Je ne quitterai pas cette question secondaire sans dire deux mots sur une dissertation vraiment neuve qui eut lieu pendant ces conférences :
UNE FEMME DOIT-ELLE RETROUSSER SA ROBE EN MARCHANT ?
Immense problème, si vous vous rappelez combien de femmes empoignent sans grâce, au bas du dos, un paquet d’étoffe, et vont en faisant décrire, par en bas, un immense hiatus à leurs robes ; combien de pauvres filles marchent innocemment en tenant leurs robes transversalement relevées, de manière à tracer un angle dont le sommet est au pied droit, dont l’ouverture arrive au-dessus du mollet gauche, et qui laissent voir ainsi leurs bas bien blancs, bien tendus, le système de leurs cothurnes,et quelques autres choses. à voir les jupes de femmes ainsi retroussées, il semble que l’ont ait relevé par un coin le rideau d’un théâtre, et qu’on aperçoive les pieds des danseuses.

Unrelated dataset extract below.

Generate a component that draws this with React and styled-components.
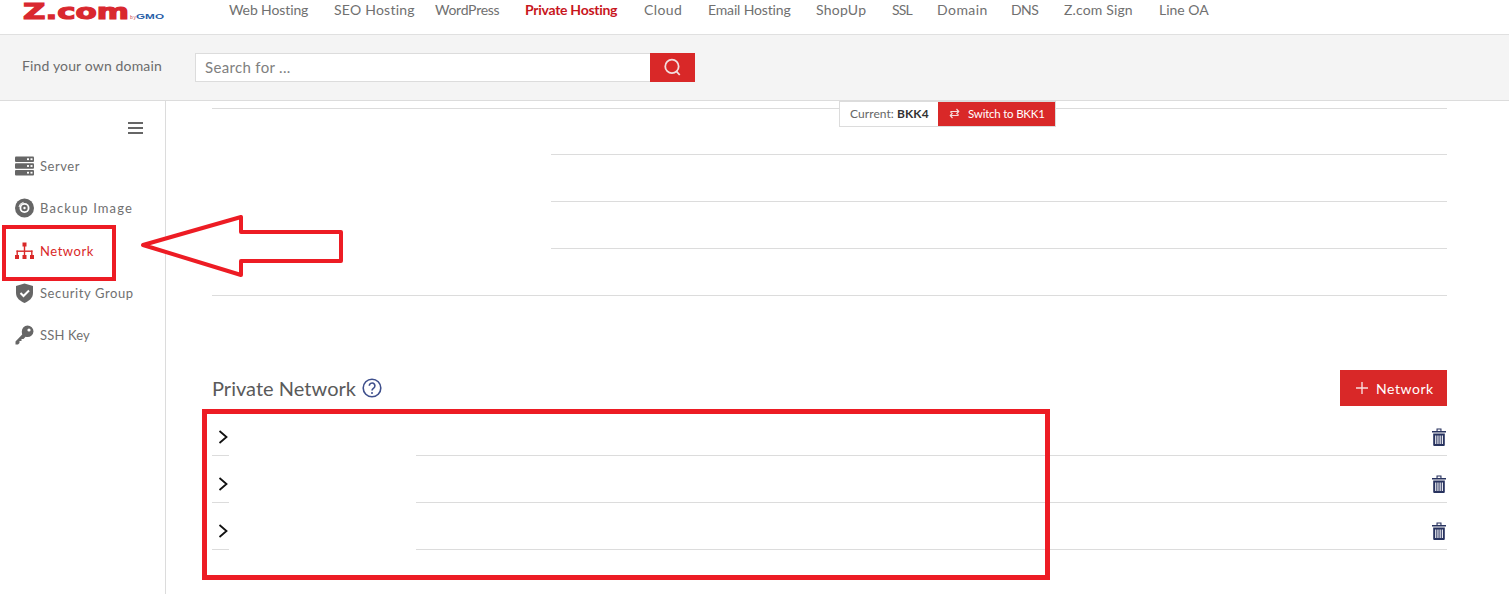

Et d’abord il passa en force de chose jugée que les femmes de bon goût ne sortaient jamais à pied par un temps de pluie ou quand les rues étaient crottées ; puis il fut décidé souverainement qu’une femme ne devait jamais toucher à sa jupe en public et ne devait jamais la retrousser sous aucun prétexte.
– Cependant, dis-je, s’il y avait un ruisseau à passer ?
− Eh ! Bien, monsieur, une femme comme il faut pince légèrement sa robe du côté gauche, la soulève, se hausse par un petit mouvement, et lâche aussitôt la robe. Ecco.
Alors je me souvins de la magnificence des plis de certaines robes ; alors je me rappelai les admirables ondulations de certaines personnes, la grâce des sinuosités, des flexuosités mouvantes de leurs cottes, et je n’ai pu résister à consigner ici ma pensée.
X

Il y a des mouvements de jupe qui valent un prix Monthyon.

Il demeure prouvé que les femmes ne doivent lever leur robe que très secrètement. Ce principe passera pour incontestable en France.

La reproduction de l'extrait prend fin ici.